== AIM OF THE TASK ==
Look for the string "React" in every line, and copy each line that has it.

== SOURCE EXCERPT ==
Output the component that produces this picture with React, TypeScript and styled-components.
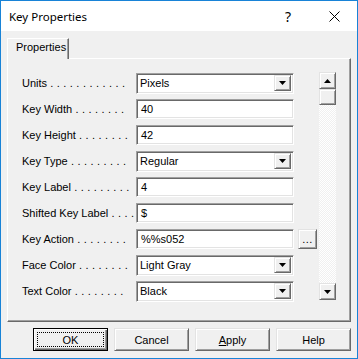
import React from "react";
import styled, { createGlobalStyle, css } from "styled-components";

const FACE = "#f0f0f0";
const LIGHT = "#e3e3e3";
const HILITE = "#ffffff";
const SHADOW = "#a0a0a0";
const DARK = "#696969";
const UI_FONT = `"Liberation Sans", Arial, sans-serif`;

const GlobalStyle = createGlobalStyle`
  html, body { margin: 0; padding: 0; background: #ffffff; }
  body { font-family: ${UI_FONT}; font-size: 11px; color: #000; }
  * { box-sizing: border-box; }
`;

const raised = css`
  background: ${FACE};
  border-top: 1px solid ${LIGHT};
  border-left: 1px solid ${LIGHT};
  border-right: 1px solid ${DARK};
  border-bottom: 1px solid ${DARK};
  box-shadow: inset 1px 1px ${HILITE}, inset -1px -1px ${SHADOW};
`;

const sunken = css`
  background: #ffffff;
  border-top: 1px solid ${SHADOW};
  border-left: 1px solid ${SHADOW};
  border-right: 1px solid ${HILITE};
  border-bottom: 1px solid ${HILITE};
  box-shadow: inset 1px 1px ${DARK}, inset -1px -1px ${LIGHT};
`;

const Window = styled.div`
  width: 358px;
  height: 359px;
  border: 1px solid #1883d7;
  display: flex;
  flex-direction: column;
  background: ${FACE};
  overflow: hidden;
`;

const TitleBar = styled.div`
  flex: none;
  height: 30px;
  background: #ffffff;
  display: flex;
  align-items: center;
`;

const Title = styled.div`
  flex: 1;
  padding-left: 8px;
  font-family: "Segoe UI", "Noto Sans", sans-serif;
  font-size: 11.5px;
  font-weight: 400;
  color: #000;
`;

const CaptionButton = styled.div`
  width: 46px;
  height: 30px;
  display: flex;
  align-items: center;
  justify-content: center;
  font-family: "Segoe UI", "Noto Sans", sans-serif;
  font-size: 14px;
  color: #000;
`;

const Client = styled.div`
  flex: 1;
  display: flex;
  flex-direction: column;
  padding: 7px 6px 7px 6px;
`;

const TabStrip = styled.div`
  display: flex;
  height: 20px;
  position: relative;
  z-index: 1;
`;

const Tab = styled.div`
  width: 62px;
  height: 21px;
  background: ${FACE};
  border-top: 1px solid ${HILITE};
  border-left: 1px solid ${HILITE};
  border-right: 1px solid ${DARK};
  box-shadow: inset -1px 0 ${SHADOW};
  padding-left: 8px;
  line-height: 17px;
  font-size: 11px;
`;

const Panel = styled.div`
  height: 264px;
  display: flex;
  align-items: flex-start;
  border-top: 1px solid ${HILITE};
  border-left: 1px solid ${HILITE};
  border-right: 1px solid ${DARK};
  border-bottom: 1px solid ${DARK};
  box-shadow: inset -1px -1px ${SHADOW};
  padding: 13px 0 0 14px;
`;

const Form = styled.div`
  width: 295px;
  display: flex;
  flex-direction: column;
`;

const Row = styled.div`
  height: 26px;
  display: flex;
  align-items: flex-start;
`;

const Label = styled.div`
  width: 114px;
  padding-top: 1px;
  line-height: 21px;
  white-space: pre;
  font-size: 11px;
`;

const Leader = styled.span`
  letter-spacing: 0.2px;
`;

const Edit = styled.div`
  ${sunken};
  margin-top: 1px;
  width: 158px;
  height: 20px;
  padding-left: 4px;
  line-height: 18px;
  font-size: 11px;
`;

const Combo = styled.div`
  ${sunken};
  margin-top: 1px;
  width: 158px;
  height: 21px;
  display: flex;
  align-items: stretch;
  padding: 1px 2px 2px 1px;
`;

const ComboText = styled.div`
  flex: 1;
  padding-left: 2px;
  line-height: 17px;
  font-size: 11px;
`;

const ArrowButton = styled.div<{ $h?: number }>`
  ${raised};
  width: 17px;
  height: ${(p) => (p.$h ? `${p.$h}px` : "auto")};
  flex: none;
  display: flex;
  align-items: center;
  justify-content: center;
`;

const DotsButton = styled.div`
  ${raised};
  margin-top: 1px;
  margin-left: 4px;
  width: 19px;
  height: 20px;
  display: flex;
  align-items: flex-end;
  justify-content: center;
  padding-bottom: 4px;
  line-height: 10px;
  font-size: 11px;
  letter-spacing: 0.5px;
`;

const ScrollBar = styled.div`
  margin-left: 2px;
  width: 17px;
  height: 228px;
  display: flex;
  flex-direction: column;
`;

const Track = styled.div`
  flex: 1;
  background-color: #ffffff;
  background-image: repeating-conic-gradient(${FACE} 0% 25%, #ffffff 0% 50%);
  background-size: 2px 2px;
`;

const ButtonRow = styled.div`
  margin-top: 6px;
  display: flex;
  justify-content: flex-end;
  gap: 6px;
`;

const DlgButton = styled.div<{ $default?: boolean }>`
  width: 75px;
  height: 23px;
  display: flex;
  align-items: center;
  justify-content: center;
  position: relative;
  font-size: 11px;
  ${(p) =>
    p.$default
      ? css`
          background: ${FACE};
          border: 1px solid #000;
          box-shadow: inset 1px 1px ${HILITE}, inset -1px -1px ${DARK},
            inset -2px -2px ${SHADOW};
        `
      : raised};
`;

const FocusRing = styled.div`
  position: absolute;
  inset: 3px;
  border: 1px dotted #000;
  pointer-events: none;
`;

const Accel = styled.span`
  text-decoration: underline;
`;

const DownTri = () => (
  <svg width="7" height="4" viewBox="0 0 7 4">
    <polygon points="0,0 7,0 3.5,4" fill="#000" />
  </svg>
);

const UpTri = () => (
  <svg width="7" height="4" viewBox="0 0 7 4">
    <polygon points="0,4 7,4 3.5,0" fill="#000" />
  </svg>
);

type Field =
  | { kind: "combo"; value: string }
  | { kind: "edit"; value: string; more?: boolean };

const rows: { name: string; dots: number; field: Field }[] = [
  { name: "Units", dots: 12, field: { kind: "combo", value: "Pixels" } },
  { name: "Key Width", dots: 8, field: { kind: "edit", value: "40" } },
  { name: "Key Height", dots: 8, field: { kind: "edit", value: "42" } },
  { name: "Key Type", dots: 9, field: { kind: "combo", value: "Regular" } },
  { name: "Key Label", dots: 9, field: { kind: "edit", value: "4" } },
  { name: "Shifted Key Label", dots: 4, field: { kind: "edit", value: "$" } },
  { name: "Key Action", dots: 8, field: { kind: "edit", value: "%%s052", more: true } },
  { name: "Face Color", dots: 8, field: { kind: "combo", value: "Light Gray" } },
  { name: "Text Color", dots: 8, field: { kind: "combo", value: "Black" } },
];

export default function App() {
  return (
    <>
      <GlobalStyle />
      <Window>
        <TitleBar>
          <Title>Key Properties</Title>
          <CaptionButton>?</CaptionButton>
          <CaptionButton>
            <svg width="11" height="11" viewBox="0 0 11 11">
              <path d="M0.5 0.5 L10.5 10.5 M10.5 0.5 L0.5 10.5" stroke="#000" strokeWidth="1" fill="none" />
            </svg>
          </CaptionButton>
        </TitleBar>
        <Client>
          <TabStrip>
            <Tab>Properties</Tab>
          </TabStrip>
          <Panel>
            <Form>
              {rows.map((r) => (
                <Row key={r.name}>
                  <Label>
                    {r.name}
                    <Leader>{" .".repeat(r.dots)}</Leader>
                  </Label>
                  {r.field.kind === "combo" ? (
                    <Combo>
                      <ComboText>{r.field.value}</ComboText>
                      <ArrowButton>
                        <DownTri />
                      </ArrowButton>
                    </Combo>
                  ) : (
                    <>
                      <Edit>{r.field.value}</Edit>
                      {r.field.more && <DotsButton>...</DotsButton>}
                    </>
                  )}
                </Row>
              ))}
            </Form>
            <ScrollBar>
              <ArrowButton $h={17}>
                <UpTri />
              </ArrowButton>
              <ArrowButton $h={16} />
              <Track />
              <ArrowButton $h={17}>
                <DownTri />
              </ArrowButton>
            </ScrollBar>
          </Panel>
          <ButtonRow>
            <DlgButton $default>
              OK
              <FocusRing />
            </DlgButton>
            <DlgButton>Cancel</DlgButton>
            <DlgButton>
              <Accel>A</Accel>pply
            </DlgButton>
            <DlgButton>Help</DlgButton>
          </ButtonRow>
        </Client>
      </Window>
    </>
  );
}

== WRITTEN ANSWER ==
Output the component that produces this picture with React, TypeScript and styled-components.
import React from "react";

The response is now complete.